I took the online test again this morning, just to get my most accurate results.  Here are how my scores came out:
7Physical Touch
7Words of Affirmation
6Quality Time
6Receiving Gifts
4Acts of Service


What Each Language Means

1) Physical Touch: This isn't all about the bedroom. A person whose primary language is Physical Touch is, not surprisingly, very touchy. Hugs, pats on the back, holding hands, and thoughtful touches on the arm, shoulder, or face – they can all be ways to show excitement, concern, care, and love. Physical presence and accessibility are crucial, while neglect or abuse can be unforgivable and destructive. Physical touch fosters a sense of security and belonging in any relationship.

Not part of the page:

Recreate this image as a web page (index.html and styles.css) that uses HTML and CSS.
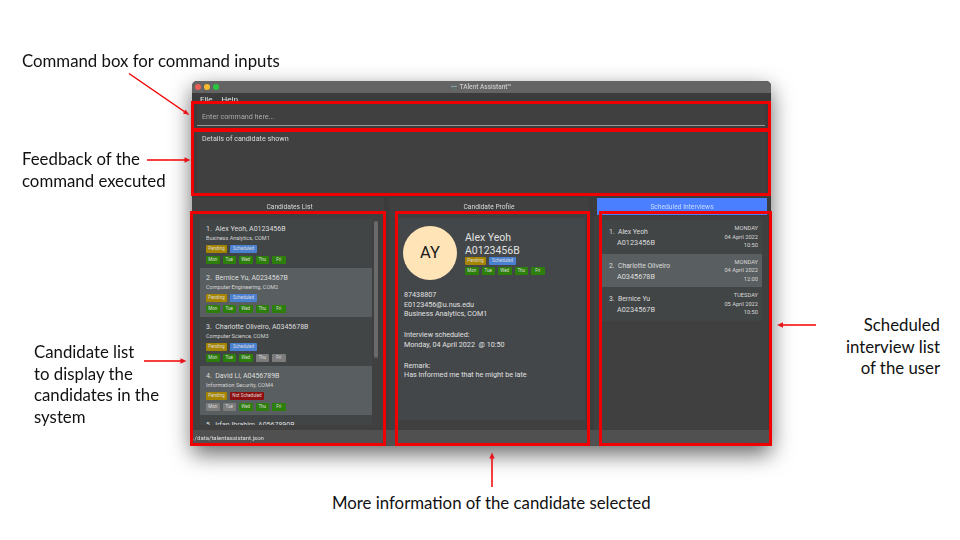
FILE: index.html
```html
<!DOCTYPE html>
<html lang="en">
<head>
<meta charset="utf-8">
<title>TAlent Assistant</title>
<link rel="stylesheet" href="styles.css">
</head>
<body>
<main class="slide">
  <section class="window">
    <header class="titlebar">
      <span class="lights"><i class="light red"></i><i class="light amber"></i><i class="light green"></i></span>
      <span class="title"><svg class="appicon" viewBox="0 0 6 6"><rect width="6" height="6" fill="#5d6b6b"/><rect y="2" width="6" height="1" fill="#8a9a9a"/></svg>TAlent Assistant™</span>
    </header>
    <nav class="menubar"><span>File</span><span>Help</span></nav>
    <div class="command"><span class="placeholder">Enter command here...</span></div>
    <div class="feedback">Details of candidate shown</div>
    <div class="tabs">
      <div class="tab tab-first">Candidates List</div>
      <div class="tab">Candidate Profile</div>
      <div class="tab tab-active">Scheduled Interviews</div>
    </div>
    <div class="panels">
      <div class="panel panel-list">
        <div class="cards">
          <article class="card">
            <div class="cname">1.&nbsp; Alex Yeoh, A0123456B</div>
            <div class="cinfo">Business Analytics, COM1</div>
            <div class="tags"><span class="tag pending">Pending</span><span class="tag sched">Scheduled</span></div>
            <div class="days"><span class="tag on">Mon</span><span class="tag on">Tue</span><span class="tag on">Wed</span><span class="tag on">Thu</span><span class="tag on">Fri</span></div>
          </article>
          <article class="card alt">
            <div class="cname">2.&nbsp; Bernice Yu, A0234567B</div>
            <div class="cinfo">Computer Engineering, COM2</div>
            <div class="tags"><span class="tag pending">Pending</span><span class="tag sched">Scheduled</span></div>
            <div class="days"><span class="tag on">Mon</span><span class="tag on">Tue</span><span class="tag on">Wed</span><span class="tag on">Thu</span><span class="tag on">Fri</span></div>
          </article>
          <article class="card">
            <div class="cname">3.&nbsp; Charlotte Oliveiro, A0345678B</div>
            <div class="cinfo">Computer Science, COM3</div>
            <div class="tags"><span class="tag pending">Pending</span><span class="tag sched">Scheduled</span></div>
            <div class="days"><span class="tag on">Mon</span><span class="tag on">Tue</span><span class="tag on">Wed</span><span class="tag off">Thu</span><span class="tag off">Fri</span></div>
          </article>
          <article class="card alt">
            <div class="cname">4.&nbsp; David Li, A0456789B</div>
            <div class="cinfo">Information Security, COM4</div>
            <div class="tags"><span class="tag pending">Pending</span><span class="tag unsched">Not Scheduled</span></div>
            <div class="days"><span class="tag off">Mon</span><span class="tag off">Tue</span><span class="tag on">Wed</span><span class="tag on">Thu</span><span class="tag on">Fri</span></div>
          </article>
          <article class="card">
            <div class="cname">5.&nbsp; Irfan Ibrahim, A0567890B</div>
          </article>
        </div>
        <div class="scrollbar"></div>
      </div>
      <div class="panel panel-profile">
        <div class="profile">
          <div class="profile-head">
            <div class="avatar">AY</div>
            <div class="profile-id">
              <div class="pname">Alex Yeoh</div>
              <div class="pname">A0123456B</div>
              <div class="tags"><span class="tag pending">Pending</span><span class="tag sched">Scheduled</span></div>
              <div class="days"><span class="tag on">Mon</span><span class="tag on">Tue</span><span class="tag on">Wed</span><span class="tag on">Thu</span><span class="tag on">Fri</span></div>
            </div>
          </div>
          <p class="pblock">87438807<br>E0123456@u.nus.edu<br>Business Analytics, COM1</p>
          <p class="pblock">Interview scheduled:<br>Monday, 04 April 2022&nbsp; @ 10:50</p>
          <p class="pblock">Remark:<br>Has informed me that he might be late</p>
        </div>
      </div>
      <div class="panel panel-interviews">
        <div class="icards">
          <article class="icard">
            <div class="iwho"><div>1.&nbsp; Alex Yeoh</div><div class="iid">A0123456B</div></div>
            <div class="iwhen"><div>MONDAY</div><div>04 April 2022</div><div>10:50</div></div>
          </article>
          <article class="icard alt">
            <div class="iwho"><div>2.&nbsp; Charlotte Oliveiro</div><div class="iid">A0345678B</div></div>
            <div class="iwhen"><div>MONDAY</div><div>04 April 2022</div><div>12:00</div></div>
          </article>
          <article class="icard">
            <div class="iwho"><div>3.&nbsp; Bernice Yu</div><div class="iid">A0234567B</div></div>
            <div class="iwhen"><div>TUESDAY</div><div>05 April 2022</div><div>10:50</div></div>
          </article>
        </div>
      </div>
    </div>
    <footer class="statusbar">./data/talentassistant.json</footer>
  </section>

  <div class="box box-command"></div>
  <div class="box box-feedback"></div>
  <div class="box box-list"></div>
  <div class="box box-profile"></div>
  <div class="box box-interviews"></div>

  <p class="note note-command">Command box for command inputs</p>
  <p class="note note-feedback">Feedback of the<br>command executed</p>
  <p class="note note-list">Candidate list<br>to display the<br>candidates in the<br>system</p>
  <p class="note note-interviews">Scheduled<br>interview list<br>of the user</p>
  <p class="note note-profile">More information of the candidate selected</p>

  <svg class="arrows" viewBox="0 0 960 540" aria-hidden="true">
    <g stroke="#f00000" stroke-width="1.5" fill="none">
      <path d="M129 73.500 L185 112"/>
      <path d="M147 160 L186 160"/>
      <path d="M144 361 L182 361"/>
      <path d="M816 325 L781 325"/>
      <path d="M492 487 L492 457"/>
    </g>
    <g fill="#e8141c">
      <path d="M189.500 115 L183 113.500 L185.500 109.500 Z"/>
      <path d="M190.500 160 L184.500 157.300 L184.500 162.700 Z"/>
      <path d="M186.500 361 L180.500 358.300 L180.500 363.700 Z"/>
      <path d="M777 325 L783 322.300 L783 327.700 Z"/>
      <path d="M492 452.500 L489.300 458.500 L494.700 458.500 Z"/>
    </g>
  </svg>
</main>
</body>
</html>
```
FILE: styles.css
```css
* { box-sizing: border-box; }
html, body { margin: 0; padding: 0; background: #fff; }
.slide {
  position: relative;
  width: 960px;
  height: 540px;
  overflow: hidden;
  background: #fff;
  font-family: "Roboto", "Liberation Sans", sans-serif;
}

/* window */
.window {
  position: absolute;
  left: 192px;
  top: 81px;
  width: 579px;
  height: 365px;
  display: flex;
  flex-direction: column;
  background: #3c3c3c;
  border-radius: 5px 5px 0 0;
  box-shadow: 0 8px 22px rgba(0,0,0,.6);
  color: #dcdcdc;
  overflow: hidden;
  filter: blur(.35px);
}
.titlebar {
  height: 12px;
  flex: none;
  position: relative;
  display: flex;
  align-items: center;
  justify-content: center;
  background: #646464;
}
.lights { position: absolute; left: 3px; top: 3px; display: flex; gap: 3px; }
.light { width: 6px; height: 6px; border-radius: 50%; display: block; }
.red { background: #ee5f57; }
.amber { background: #f5bd2f; }
.green { background: #27c840; }
.title { font-size: 6.500px; color: #c8c8c8; font-weight: 500; display: flex; align-items: center; gap: 2px; }
.appicon { width: 6px; height: 6px; }
.menubar {
  height: 10px;
  flex: none;
  display: flex;
  gap: 9px;
  padding: 2px 0 0 8px;
  font-size: 8px;
  line-height: 9px;
  background: #3c3c3c;
  color: #e4e4e4;
}
.command {
  height: 23px;
  flex: none;
  margin: 0 6px 0 5px;
  padding: 9px 5px 0;
  border-bottom: 1px solid #9a9a9a;
  background: #404040;
  font-size: 7.200px;
  line-height: 10px;
  color: #aaa;
}
.feedback {
  height: 64px;
  flex: none;
  margin: 5px 5px 0;
  padding: 2px 5px;
  background: #404040;
  font-size: 7.200px;
  line-height: 12px;
  color: #dcdcdc;
}
.tabs {
  height: 18px;
  flex: none;
  margin-top: 3px;
  display: grid;
  grid-template-columns: 197px 205px 1fr;
  background: #3c3c3c;
}
.tab { font-size: 6.700px; line-height: 18px; text-align: center; color: #d8d8d8; background: #404040; margin-right: 5px; }
.tab-first { padding-left: 3px; }
.tab-active { background: #4a80ff; color: #c6d8ff; margin: 0 4px 0 3px; height: 17px; }
.panels { flex: 1; min-height: 0; display: grid; grid-template-columns: 197px 205px 1fr; background: #3c3c3c; overflow: hidden; }
.panel { position: relative; overflow: hidden; }
.panel-list { background: #404040; margin-right: 5px; }
.cards { margin: 3px 0 0 8px; width: 172px; height: 206px; overflow: hidden; }
.card { height: 49px; padding: 5px 6px 0; background: #414546; }
.card.alt { background: #595e60; }
.cname { font-size: 7px; line-height: 10px; color: #dedede; }
.cinfo { font-size: 5.500px; line-height: 8px; color: #d4d4d4; }
.tags, .days { display: flex; gap: 3px; }
.tags { margin-top: 3px; }
.days { margin-top: 3px; }
.tag { font-size: 4.500px; line-height: 8px; border-radius: 1px; color: #ddd; height: 8px; display: block; white-space: nowrap; text-align: center; }
.days .tag { width: 13.500px; }
.pending { background: #a58400; width: 21px; }
.sched { background: #4a80d0; width: 27px; }
.unsched { background: #8e0f0f; width: 34px; }
.on { background: #2d7f0c; }
.off { background: #7c7c7c; }
.scrollbar { position: absolute; left: 182px; top: 5px; width: 4px; height: 137px; border-radius: 2px; background: #6a6a6a; }

.panel-profile { background: #404040; margin-right: 8px; }
.profile { height: 202px; margin: 2px 0 0 8px; padding: 8px 0 0 6px; width: 188px; background: #43474a; }
.profile-head { display: flex; gap: 8px; align-items: flex-start; margin: 0 0 10px 0; }
.avatar { width: 54px; height: 54px; border-radius: 50%; background: #ffe4b8; color: #1a1a1a; font-size: 16.500px; text-align: center; line-height: 54px; flex: none; }
.profile-id { padding-top: 4.500px; }
.profile-id .tags { margin-top: 0; }
.profile-id .days { margin-top: 2px; }
.pname { font-size: 10.500px; line-height: 13px; color: #e2e2e2; }
.pblock { margin: 0 0 11px 1px; font-size: 7.200px; line-height: 9.700px; color: #e0e0e0; }

.panel-interviews { background: #404040; margin-right: 3px; }
.icards { margin: 4px 0 0 8px; width: 160px; }
.icard { height: 33.700px; display: flex; justify-content: space-between; padding: 4px 4px 0 7px; background: #414546; }
.icard.alt { background: #595e60; }
.iwho { font-size: 6.800px; line-height: 10px; color: #dedede; padding-top: 3px; }
.iid { margin: 1px 0 0 8px; font-size: 7.300px; }
.iwhen { font-size: 5.700px; line-height: 8.500px; text-align: right; color: #d8d8d8; }

.statusbar { height: 16px; flex: none; background: #505050; font-size: 6px; line-height: 15px; padding-left: 1px; color: #e0e0e0; }

/* annotation overlay */
.box { position: absolute; border: 3px solid #f00000; }
.box-command { left: 191px; top: 101px; width: 580px; height: 30px; }
.box-feedback { left: 191px; top: 129px; width: 580px; height: 67px; }
.box-list { left: 190px; top: 211px; width: 196px; height: 235px; }
.box-profile { left: 395px; top: 211px; width: 195px; height: 235px; }
.box-interviews { left: 599px; top: 211px; width: 173px; height: 235px; }

.note { position: absolute; margin: 0; font-family: "Lato", "Open Sans", sans-serif; font-size: 16.800px; line-height: 21.500px; color: #111; }
.note-command { left: 22px; top: 50px; white-space: nowrap; }
.note-feedback { left: 22px; top: 148px; }
.note-list { left: 34px; top: 341px; }
.note-interviews { right: 20px; top: 314px; text-align: right; }
.note-profile { left: 332px; top: 492px; white-space: nowrap; }
.arrows { position: absolute; left: 0; top: 0; width: 960px; height: 540px; pointer-events: none; }
```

2) Words of Affirmation: Actions don't always speak louder than words. If this is your love language, unsolicited compliments mean the world to you. Hearing the words, "I love you," are important – hearing the reasons behind that love sends your spirits skyward. Insults can leave you shattered and are not easily forgotten. Kind, encouraging, and positive words are truly life-giving.

3) Quality Time: In the vernacular of Quality Time, nothing says, "I love you," like full, undivided attention. Being there for this type of person is critical, but really being there – with the TV off, fork and knife down, and all chores and tasks on standby – makes your significant other feel truly special and loved. Distractions, postponed dates, or the failure to listen can be especially hurtful. Quality Time also means sharing quality conversation and quality activities.

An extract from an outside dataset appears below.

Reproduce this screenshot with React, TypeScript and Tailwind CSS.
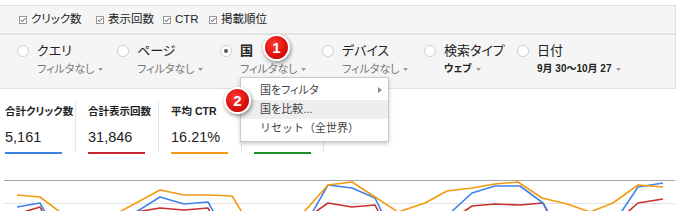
import React from 'react';

type Dim = { label: string; sub: string; width: string; selected?: boolean; strong?: boolean };

const DIMENSIONS: Dim[] = [
  { label: 'クエリ', sub: 'フィルタなし', width: 'w-[100px]' },
  { label: 'ページ', sub: 'フィルタなし', width: 'w-[103px]' },
  { label: '国', sub: 'フィルタなし', width: 'w-[102px]', selected: true },
  { label: 'デバイス', sub: 'フィルタなし', width: 'w-[102px]' },
  { label: '検索タイプ', sub: 'ウェブ', width: 'w-[93px]', strong: true },
  { label: '日付', sub: '9月 30～10月 27', width: 'w-[120px]', strong: true },
];

const METRICS = [
  { label: 'クリック数', width: 'w-[77px]' },
  { label: '表示回数', width: 'w-[67px]' },
  { label: 'CTR', width: 'w-[46px]' },
  { label: '掲載順位', width: '' },
];

// the 4th card sits under the open menu, so its texts are not drawn
const CARDS = [
  { title: '合計クリック数', value: '5,161', bar: 'bg-[#3e82e4]' },
  { title: '合計表示回数', value: '31,846', bar: 'bg-[#c5282f]' },
  { title: '平均 CTR', value: '16.21%', bar: 'bg-[#f29a10]' },
  { title: '', value: '', bar: 'bg-[#1b8d24]' },
];

// chart series, in page coordinates (viewBox starts at y=170)
const SERIES = [
  {
    stroke: '#c8312f',
    points: [
      [17, 214], [40, 207], [64, 250], [136, 212], [160, 208], [184, 210], [208, 208], [232, 250],
      [304, 220], [328, 203], [352, 207], [375, 205], [398, 250], [449, 222], [472, 206], [495, 204],
      [520, 205], [543, 203], [567, 250], [614, 224], [638, 203], [663, 199],
    ],
  },
  {
    stroke: '#3e84ea',
    points: [
      [17, 207], [40, 203], [64, 245], [136, 212], [160, 197], [184, 204], [208, 202], [232, 245],
      [304, 227], [328, 185], [352, 188], [375, 198], [398, 245], [449, 214], [472, 193], [495, 186],
      [520, 186], [543, 203], [567, 245], [614, 223], [638, 187], [663, 183],
    ],
  },
  {
    stroke: '#f29a10',
    points: [
      [17, 195], [40, 197], [64, 215], [88, 232], [112, 216], [160, 190], [184, 195], [208, 195],
      [232, 196], [256, 235], [304, 212], [328, 185], [352, 182], [375, 197], [398, 212], [425, 203],
      [447, 191], [472, 188], [495, 184], [518, 182], [542, 198], [567, 204], [590, 212], [613, 203],
      [638, 185], [663, 187],
    ],
  },
];

const Caret = () => (
  <svg width="5" height="3" viewBox="0 0 5 3" className="ml-[4px] mt-[1px]">
    <path d="M0 0h5L2.5 3z" fill="#9a9a9a" />
  </svg>
);

const CheckBox = () => (
  <svg width="8" height="8" viewBox="0 0 8 8" className="shrink-0">
    <rect x="0.5" y="0.5" width="7" height="7" fill="#fff" stroke="#999" />
    <path d="M1.8 4l1.5 1.5L6.4 2.2" fill="none" stroke="#444" strokeWidth="1" />
  </svg>
);

const Radio: React.FC<{ on?: boolean }> = ({ on }) => (
  <span className="mt-[2px] w-[12px] h-[12px] shrink-0 rounded-full border border-[#cfcfcf] bg-white flex items-center justify-center">
    {on && <span className="w-[4px] h-[4px] rounded-full bg-[#555]" />}
  </span>
);

const Badge: React.FC<{ n: string; className: string }> = ({ n, className }) => (
  <div
    className={`absolute w-[27px] h-[27px] rounded-full border-2 border-white bg-[radial-gradient(circle_at_40%_35%,#ff3b2f,#d90f0f_60%,#b80606)] shadow-[1px_2px_4px_rgba(0,0,0,0.45)] flex items-center justify-center text-white text-[15px] font-bold leading-none ${className}`}
  >
    {n}
  </div>
);

export default function App() {
  return (
    <div className="relative w-[680px] h-[211px] overflow-hidden bg-white text-[#222] font-['Liberation_Sans','Noto_Sans_CJK_JP',sans-serif] [font-feature-settings:'palt']">
      <div className="h-[5px]" />

      {/* filter panel */}
      <div className="w-[676px] bg-[#f5f5f5] border-t border-b border-r border-[#e0e0e0]">
        <div className="h-[27px] flex items-center pl-[19px]">
          {METRICS.map((m) => (
            <label
              key={m.label}
              className={`${m.width} flex items-center gap-[4px] whitespace-nowrap text-[11.5px] leading-none text-[#222]`}
            >
              <CheckBox />
              {m.label}
            </label>
          ))}
        </div>
        <div className="h-[2px] bg-[#e4e4e4]" />
        <div className="h-[53px] flex pl-[17px] pt-[8px]">
          {DIMENSIONS.map((d) => (
            <div key={d.label} className={`${d.width} flex items-start gap-[8px]`}>
              <Radio on={d.selected} />
              <div>
                <div className={`text-[13px] leading-[16px] ${d.selected ? 'font-bold' : ''}`}>{d.label}</div>
                <div
                  className={`mt-[3px] flex items-center whitespace-nowrap leading-[14px] ${
                    d.strong ? 'text-[10px] font-bold text-[#222]' : 'text-[11px] text-[#777]'
                  }`}
                >
                  {d.sub}
                  <Caret />
                </div>
              </div>
            </div>
          ))}
        </div>
      </div>

      {/* summary cards */}
      <div className="mt-[13px] h-[50px] flex">
        {CARDS.map((c, i) => (
          <div
            key={i}
            className={
              i === 0
                ? 'w-[75px] pl-[5px] pt-[2px]'
                : `w-[83px] pl-[12px] pt-[2px] border-l border-[#e6e6e6] ${i === CARDS.length - 1 ? 'border-r' : ''}`
            }
          >
            <div className="h-[14px] text-[10.5px] font-bold leading-[14px] whitespace-nowrap">{c.title}</div>
            <div className="mt-[10px] h-[18px] text-[14.5px] leading-[18px]">{c.value}</div>
            <div className={`mt-[6px] w-[57px] h-[2px] ${c.bar}`} />
          </div>
        ))}
      </div>

      {/* chart */}
      <svg className="mt-[18px] block" width="680" height="60" viewBox="0 170 680 60">
        <line x1="4" y1="180.5" x2="675" y2="180.5" stroke="#a6a6a6" strokeWidth="1" />
        <line x1="4" y1="203.5" x2="675" y2="203.5" stroke="#e3e3e3" strokeWidth="1" />
        {SERIES.map((s) => (
          <polyline
            key={s.stroke}
            points={s.points.map((p) => p.join(',')).join(' ')}
            fill="none"
            stroke={s.stroke}
            strokeWidth="1.6"
            strokeLinejoin="round"
          />
        ))}
      </svg>

      {/* country menu */}
      <div className="absolute left-[240px] top-[77px] w-[149px] bg-white border border-[#cacaca] shadow-[0_2px_4px_rgba(0,0,0,0.2)] pt-[2px] pb-[3px] text-[11px] text-[#444]">
        <div className="h-[20px] pl-[19px] pr-[6px] flex items-center justify-between">
          国をフィルタ
          <svg width="4" height="6" viewBox="0 0 4 6">
            <path d="M0 0l4 3-4 3z" fill="#888" />
          </svg>
        </div>
        <div className="h-[19px] pl-[19px] flex items-center bg-[#eeeeee]">国を比較...</div>
        <div className="h-[19px] pl-[19px] flex items-center [font-feature-settings:normal]">リセット（全世界）</div>
      </div>

      <Badge n="1" className="left-[263px] top-[34px]" />
      <Badge n="2" className="left-[224px] top-[87px]" />
    </div>
  );
}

4) Receiving Gifts: Don't mistake this love language for materialism; the receiver of gifts thrives on the love, thoughtfulness, and effort behind the gift. If you speak this language, the perfect gift or gesture shows that you are known, you are cared for, and you are prized above whatever was sacrificed to bring the gift to you. A missed birthday, anniversary, or a hasty, thoughtless gift would be disastrous – so would the absence of everyday gestures. Gifts are visual representations of love and are treasured greatly.

5) Acts Of Service: Can vacuuming the floors really be an expression of love? Absolutely! Anything you do to ease the burden of responsibilities weighing on an "Acts of Service" person will speak volumes. The words he or she most want to hear: "Let me do that for you." Laziness, broken commitments, and making more work for them tell speakers of this language their feelings don't matter. Finding ways to serve speaks volumes to the recipient of these acts.

Barry's scores don't come out in the exact same order as mine. but we do share physical touch as one of our main love languages--his second is quality time, which I need to remember and honor more often.